## REQUIREMENT
Restate the data exactly as given and keep the pictures out.

•••

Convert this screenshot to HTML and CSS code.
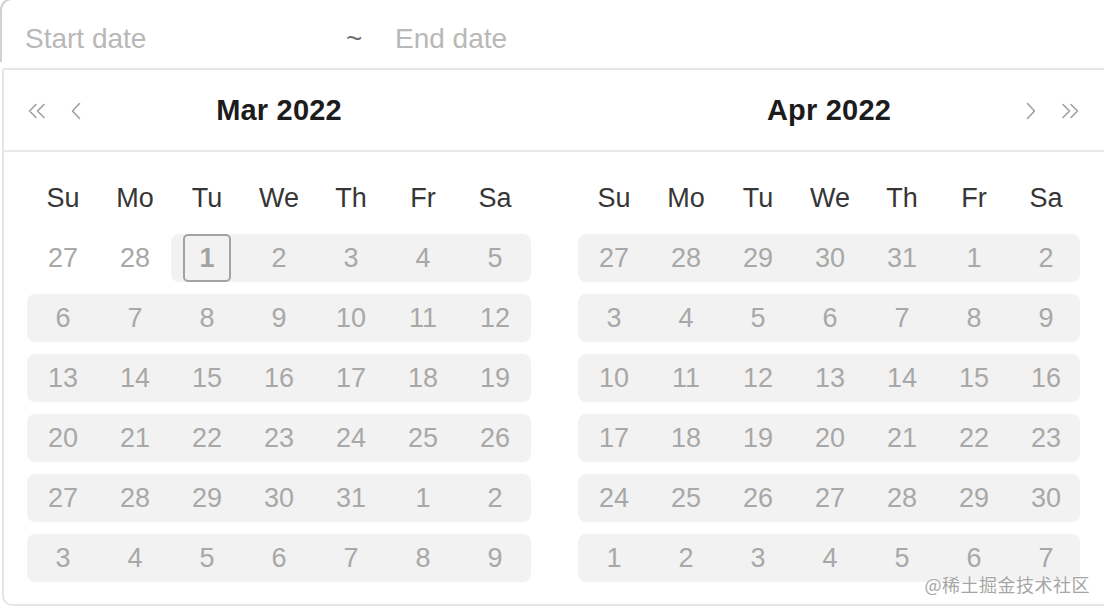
FILE: index.html
```html
<!DOCTYPE html>
<html>
<head>
<meta charset="utf-8">
<link rel="stylesheet" href="styles.css">
</head>
<body>
<div class="input">
  <span class="field">Start date</span>
  <span class="sep">~</span>
  <span class="field end">End date</span>
</div>
<div class="popup">
  <div class="headers">
    <div class="phead">
      <div class="navs">
        <svg class="ic dbl" width="20" height="16" viewBox="0 0 20 16"><path d="M9 1.5 L2.5 8 L9 14.5 M17 1.5 L10.5 8 L17 14.5" fill="none" stroke="#a0a0a0" stroke-width="1.6" stroke-linecap="round" stroke-linejoin="round"/></svg>
        <svg class="ic sgl" width="10" height="18" viewBox="0 0 10 18"><path d="M8.5 1.5 L1.5 9 L8.5 16.5" fill="none" stroke="#a0a0a0" stroke-width="1.6" stroke-linecap="round" stroke-linejoin="round"/></svg>
      </div>
      <div class="title">Mar 2022</div>
      <div class="navs right"></div>
    </div>
    <div class="phead second">
      <div class="navs"></div>
      <div class="title">Apr 2022</div>
      <div class="navs right">
        <svg class="ic sgl" width="10" height="18" viewBox="0 0 10 18"><path d="M1.5 1.5 L8.5 9 L1.5 16.5" fill="none" stroke="#a0a0a0" stroke-width="1.6" stroke-linecap="round" stroke-linejoin="round"/></svg>
        <svg class="ic dbl" width="20" height="16" viewBox="0 0 20 16"><path d="M3 1.5 L9.5 8 L3 14.5 M11 1.5 L17.5 8 L11 14.5" fill="none" stroke="#a0a0a0" stroke-width="1.6" stroke-linecap="round" stroke-linejoin="round"/></svg>
      </div>
    </div>
  </div>
  <div class="bodies">
    <div class="panel">
      <div class="wk"><span>Su</span><span>Mo</span><span>Tu</span><span>We</span><span>Th</span><span>Fr</span><span>Sa</span></div>
      <div class="row"><span class="c">27</span><span class="c">28</span><span class="c in start today"><b>1</b></span><span class="c in">2</span><span class="c in">3</span><span class="c in">4</span><span class="c in end">5</span></div>
      <div class="row full"><span class="c">6</span><span class="c">7</span><span class="c">8</span><span class="c">9</span><span class="c">10</span><span class="c">11</span><span class="c">12</span></div>
      <div class="row full"><span class="c">13</span><span class="c">14</span><span class="c">15</span><span class="c">16</span><span class="c">17</span><span class="c">18</span><span class="c">19</span></div>
      <div class="row full"><span class="c">20</span><span class="c">21</span><span class="c">22</span><span class="c">23</span><span class="c">24</span><span class="c">25</span><span class="c">26</span></div>
      <div class="row full"><span class="c">27</span><span class="c">28</span><span class="c">29</span><span class="c">30</span><span class="c">31</span><span class="c">1</span><span class="c">2</span></div>
      <div class="row full"><span class="c">3</span><span class="c">4</span><span class="c">5</span><span class="c">6</span><span class="c">7</span><span class="c">8</span><span class="c">9</span></div>
    </div>
    <div class="panel second">
      <div class="wk"><span>Su</span><span>Mo</span><span>Tu</span><span>We</span><span>Th</span><span>Fr</span><span>Sa</span></div>
      <div class="row full"><span class="c">27</span><span class="c">28</span><span class="c">29</span><span class="c">30</span><span class="c">31</span><span class="c">1</span><span class="c">2</span></div>
      <div class="row full"><span class="c">3</span><span class="c">4</span><span class="c">5</span><span class="c">6</span><span class="c">7</span><span class="c">8</span><span class="c">9</span></div>
      <div class="row full"><span class="c">10</span><span class="c">11</span><span class="c">12</span><span class="c">13</span><span class="c">14</span><span class="c">15</span><span class="c">16</span></div>
      <div class="row full"><span class="c">17</span><span class="c">18</span><span class="c">19</span><span class="c">20</span><span class="c">21</span><span class="c">22</span><span class="c">23</span></div>
      <div class="row full"><span class="c">24</span><span class="c">25</span><span class="c">26</span><span class="c">27</span><span class="c">28</span><span class="c">29</span><span class="c">30</span></div>
      <div class="row full"><span class="c">1</span><span class="c">2</span><span class="c">3</span><span class="c">4</span><span class="c">5</span><span class="c">6</span><span class="c">7</span></div>
    </div>
  </div>
  <div class="watermark">@稀土掘金技术社区</div>
</div>
</body>
</html>
```
FILE: styles.css
```css
html, body {
  margin: 0;
  padding: 0;
  background: #ffffff;
  overflow: hidden;
  width: 1104px;
  height: 608px;
}
body {
  font-family: "Liberation Sans", Arial, sans-serif;
  position: relative;
}
.input {
  display: flex;
  align-items: center;
  box-sizing: border-box;
  height: 64px;
  margin-top: -2px;
  padding: 16px 0 0 23px;
  border-left: 2px solid #d2d2d2;
  border-top: 2px solid #d2d2d2;
  border-top-left-radius: 12px;
  font-size: 28px;
  color: #b8b8b8;
}
.input .field {
  width: 321px;
}
.input .sep {
  width: 16px;
  margin-right: 33px;
  color: #707070;
}
.input .end {
  width: auto;
}
.popup {
  position: relative;
  margin-top: 6px;
  margin-left: 2px;
  width: 1110px;
  height: 538px;
  box-sizing: border-box;
  border: 2px solid #e6e6e6;
  border-right: none;
  border-radius: 2px 0 0 10px;
}
.headers {
  display: flex;
  height: 80px;
  border-bottom: 2px solid #e8e8e8;
}
.phead {
  width: 550px;
  box-sizing: border-box;
  padding: 0 23px;
  display: grid;
  grid-template-columns: 1fr auto 1fr;
  align-items: center;
}
.phead.second {
  padding: 0 24px;
}
.navs {
  display: flex;
  align-items: center;
  gap: 24px;
}
.navs.right {
  justify-content: flex-end;
  gap: 24px;
}
.ic {
  display: block;
  margin-top: 2px;
}
.title {
  font-size: 29px;
  font-weight: bold;
  color: #1c1c1c;
  letter-spacing: 0.2px;
}
.bodies {
  display: flex;
}
.panel {
  width: 550px;
  box-sizing: border-box;
  padding: 16px 23px 0;
  display: flex;
  flex-direction: column;
}
.panel.second {
  padding: 16px 24px 0;
}
.wk, .row {
  display: grid;
  grid-template-columns: repeat(7, 72px);
}
.wk span {
  height: 60px;
  line-height: 60px;
  text-align: center;
  font-size: 27px;
  color: #363636;
}
.row {
  height: 48px;
  margin: 6px 0;
  border-radius: 8px;
}
.row.full {
  background: #f2f2f2;
}
.c {
  display: flex;
  align-items: center;
  justify-content: center;
  height: 48px;
  font-size: 27px;
  color: #a8a8a8;
}
.c.in {
  background: #f2f2f2;
}
.c.start {
  border-radius: 8px 0 0 8px;
}
.c.end {
  border-radius: 0 8px 8px 0;
}
.today b {
  display: flex;
  align-items: center;
  justify-content: center;
  width: 48px;
  height: 48px;
  box-sizing: border-box;
  border: 2px solid #a3a3a3;
  border-radius: 5px;
  font-weight: bold;
  color: #a3a3a3;
}
.watermark {
  position: absolute;
  right: 22px;
  bottom: 7px;
  font-family: "Noto Sans CJK SC", sans-serif;
  font-size: 18px;
  color: #a6a6a6;
  text-shadow: 0 0 2px #fff, 0 0 2px #fff;
  letter-spacing: 0.5px;
}
```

•••

## FINISHED ANSWER
Convert this screenshot to HTML and CSS code.
FILE: index.html
```html
<!DOCTYPE html>
<html>
<head>
<meta charset="utf-8">
<link rel="stylesheet" href="styles.css">
</head>
<body>
<div class="input">
  <span class="field">Start date</span>
  <span class="sep">~</span>
  <span class="field end">End date</span>
</div>
<div class="popup">
  <div class="headers">
    <div class="phead">
      <div class="navs">
        <svg class="ic dbl" width="20" height="16" viewBox="0 0 20 16"><path d="M9 1.5 L2.5 8 L9 14.5 M17 1.5 L10.5 8 L17 14.5" fill="none" stroke="#a0a0a0" stroke-width="1.6" stroke-linecap="round" stroke-linejoin="round"/></svg>
        <svg class="ic sgl" width="10" height="18" viewBox="0 0 10 18"><path d="M8.5 1.5 L1.5 9 L8.5 16.5" fill="none" stroke="#a0a0a0" stroke-width="1.6" stroke-linecap="round" stroke-linejoin="round"/></svg>
      </div>
      <div class="title">Mar 2022</div>
      <div class="navs right"></div>
    </div>
    <div class="phead second">
      <div class="navs"></div>
      <div class="title">Apr 2022</div>
      <div class="navs right">
        <svg class="ic sgl" width="10" height="18" viewBox="0 0 10 18"><path d="M1.5 1.5 L8.5 9 L1.5 16.5" fill="none" stroke="#a0a0a0" stroke-width="1.6" stroke-linecap="round" stroke-linejoin="round"/></svg>
        <svg class="ic dbl" width="20" height="16" viewBox="0 0 20 16"><path d="M3 1.5 L9.5 8 L3 14.5 M11 1.5 L17.5 8 L11 14.5" fill="none" stroke="#a0a0a0" stroke-width="1.6" stroke-linecap="round" stroke-linejoin="round"/></svg>
      </div>
    </div>
  </div>
  <div class="bodies">
    <div class="panel">
      <div class="wk"><span>Su</span><span>Mo</span><span>Tu</span><span>We</span><span>Th</span><span>Fr</span><span>Sa</span></div>
      <div class="row"><span class="c">27</span><span class="c">28</span><span class="c in start today"><b>1</b></span><span class="c in">2</span><span class="c in">3</span><span class="c in">4</span><span class="c in end">5</span></div>
      <div class="row full"><span class="c">6</span><span class="c">7</span><span class="c">8</span><span class="c">9</span><span class="c">10</span><span class="c">11</span><span class="c">12</span></div>
      <div class="row full"><span class="c">13</span><span class="c">14</span><span class="c">15</span><span class="c">16</span><span class="c">17</span><span class="c">18</span><span class="c">19</span></div>
      <div class="row full"><span class="c">20</span><span class="c">21</span><span class="c">22</span><span class="c">23</span><span class="c">24</span><span class="c">25</span><span class="c">26</span></div>
      <div class="row full"><span class="c">27</span><span class="c">28</span><span class="c">29</span><span class="c">30</span><span class="c">31</span><span class="c">1</span><span class="c">2</span></div>
      <div class="row full"><span class="c">3</span><span class="c">4</span><span class="c">5</span><span class="c">6</span><span class="c">7</span><span class="c">8</span><span class="c">9</span></div>
    </div>
    <div class="panel second">
      <div class="wk"><span>Su</span><span>Mo</span><span>Tu</span><span>We</span><span>Th</span><span>Fr</span><span>Sa</span></div>
      <div class="row full"><span class="c">27</span><span class="c">28</span><span class="c">29</span><span class="c">30</span><span class="c">31</span><span class="c">1</span><span class="c">2</span></div>
      <div class="row full"><span class="c">3</span><span class="c">4</span><span class="c">5</span><span class="c">6</span><span class="c">7</span><span class="c">8</span><span class="c">9</span></div>
      <div class="row full"><span class="c">10</span><span class="c">11</span><span class="c">12</span><span class="c">13</span><span class="c">14</span><span class="c">15</span><span class="c">16</span></div>
      <div class="row full"><span class="c">17</span><span class="c">18</span><span class="c">19</span><span class="c">20</span><span class="c">21</span><span class="c">22</span><span class="c">23</span></div>
      <div class="row full"><span class="c">24</span><span class="c">25</span><span class="c">26</span><span class="c">27</span><span class="c">28</span><span class="c">29</span><span class="c">30</span></div>
      <div class="row full"><span class="c">1</span><span class="c">2</span><span class="c">3</span><span class="c">4</span><span class="c">5</span><span class="c">6</span><span class="c">7</span></div>
    </div>
  </div>
  <div class="watermark">@稀土掘金技术社区</div>
</div>
</body>
</html>
```
FILE: styles.css
```css
html, body {
  margin: 0;
  padding: 0;
  background: #ffffff;
  overflow: hidden;
  width: 1104px;
  height: 608px;
}
body {
  font-family: "Liberation Sans", Arial, sans-serif;
  position: relative;
}
.input {
  display: flex;
  align-items: center;
  box-sizing: border-box;
  height: 64px;
  margin-top: -2px;
  padding: 16px 0 0 23px;
  border-left: 2px solid #d2d2d2;
  border-top: 2px solid #d2d2d2;
  border-top-left-radius: 12px;
  font-size: 28px;
  color: #b8b8b8;
}
.input .field {
  width: 321px;
}
.input .sep {
  width: 16px;
  margin-right: 33px;
  color: #707070;
}
.input .end {
  width: auto;
}
.popup {
  position: relative;
  margin-top: 6px;
  margin-left: 2px;
  width: 1110px;
  height: 538px;
  box-sizing: border-box;
  border: 2px solid #e6e6e6;
  border-right: none;
  border-radius: 2px 0 0 10px;
}
.headers {
  display: flex;
  height: 80px;
  border-bottom: 2px solid #e8e8e8;
}
.phead {
  width: 550px;
  box-sizing: border-box;
  padding: 0 23px;
  display: grid;
  grid-template-columns: 1fr auto 1fr;
  align-items: center;
}
.phead.second {
  padding: 0 24px;
}
.navs {
  display: flex;
  align-items: center;
  gap: 24px;
}
.navs.right {
  justify-content: flex-end;
  gap: 24px;
}
.ic {
  display: block;
  margin-top: 2px;
}
.title {
  font-size: 29px;
  font-weight: bold;
  color: #1c1c1c;
  letter-spacing: 0.2px;
}
.bodies {
  display: flex;
}
.panel {
  width: 550px;
  box-sizing: border-box;
  padding: 16px 23px 0;
  display: flex;
  flex-direction: column;
}
.panel.second {
  padding: 16px 24px 0;
}
.wk, .row {
  display: grid;
  grid-template-columns: repeat(7, 72px);
}
.wk span {
  height: 60px;
  line-height: 60px;
  text-align: center;
  font-size: 27px;
  color: #363636;
}
.row {
  height: 48px;
  margin: 6px 0;
  border-radius: 8px;
}
.row.full {
  background: #f2f2f2;
}
.c {
  display: flex;
  align-items: center;
  justify-content: center;
  height: 48px;
  font-size: 27px;
  color: #a8a8a8;
}
.c.in {
  background: #f2f2f2;
}
.c.start {
  border-radius: 8px 0 0 8px;
}
.c.end {
  border-radius: 0 8px 8px 0;
}
.today b {
  display: flex;
  align-items: center;
  justify-content: center;
  width: 48px;
  height: 48px;
  box-sizing: border-box;
  border: 2px solid #a3a3a3;
  border-radius: 5px;
  font-weight: bold;
  color: #a3a3a3;
}
.watermark {
  position: absolute;
  right: 22px;
  bottom: 7px;
  font-family: "Noto Sans CJK SC", sans-serif;
  font-size: 18px;
  color: #a6a6a6;
  text-shadow: 0 0 2px #fff, 0 0 2px #fff;
  letter-spacing: 0.5px;
}
```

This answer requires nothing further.